You know how you think you're the only one who does something...and then you find out that everyone else does it, too? My first revelation regarding this truism came when I found out that other people have forgotten loads of laundry in the washing machine and have had to rewash. Imagine my happiness, then, when I found out that I am not the only Mom in the world who supports her library through donations of overdue fines! I have the best possible intentions, but somehow I find that I just can't get to the library when the books are due. Often it's a mental block, but that's another post for another day.

Enter Scribd and Kindle Unlimited. Both are subscription book services, and while there is some overlap of books, there is enough uniqueness that I have no problem subscribing to both. First, to answer the obvious objection: why would I pay for books when the library is free? Well, for starters, I've already indicated that for me the library is not free. Further, the books you can get from these two sources are not necessarily available at the library (this is especially true in the case of Kindle Unlimited). 

Let me explain each a little bit further. Scribd is a familiar name to a lot of homeschoolers. It started life as a file sharing service kind of like Dropbox. That aspect of it still exists. Now, though, Scribd has arrangements with certain publishers (HarperCollins is by far the largest) to make its books available to subscribers. There are many ways to browse for books.



You can add books to your library, making them readily available to you or anyone in your family (you can be signed on on multiple computers/devices). If you want to be able to read your book offline, you just download it to your device. Big caveat here (and this is no different than the old Scribd that was just an online file storing system, but it's a much bigger issue here): anyone can upload files/books to Scribd. That means that while there are major publishers' books here (screenshot of part of my library below),



there is also some junk. Lately, I have noticed a ton of, well, garbage (like worse than 50 Shades garbage - I don't want the word for what it is on my blog, but it rhymes with "corn."). I know that might be an issue for a lot of people. The sad fact of the matter is that that kind of (word that rhymes with "rap") is everywhere these days. It's on Amazon, too. The writers/publishers only get paid if you actually download *and* read a percentage of the book, so I am comfortable that my $8.99/month is not supporting that industry (the principle of double effect is at work here, I would think). I know others would feel differently. *Definitely* do not allow children to browse, though. I always put books in my library and then on my children's devices. They are allowed to read what is downloaded to their devices. That system works well for us. As to an example of the kinds of books you can't get at the library?




And there are many, many more! The above picture shows over 200 in one collection that someone on Scribd put together - they are almost all gorgeous, Vintage books! I have no problem paying for the privilege of having access to all of these books, some of which I remember reading at my grandmother's house when I was little. Add to that the ability to read today's authors? I'm sold!

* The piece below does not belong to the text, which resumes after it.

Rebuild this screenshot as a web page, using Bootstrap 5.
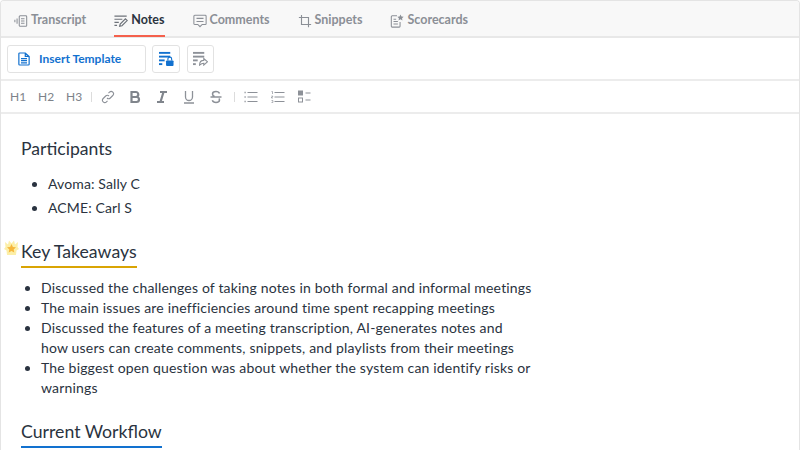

But are there books that will help you with homeschooling? Yes!









And for my Catholic friends:



(see that arrow? It means there are more!)


Be sure to come back tomorrow to read my opinion of Kindle Unlimited! I love it just as much, but the books are quite different. Also, be sure to click the banner below to read more great "Back to Homeschool" blog posts! And don't forget to enter the amazing giveaway here!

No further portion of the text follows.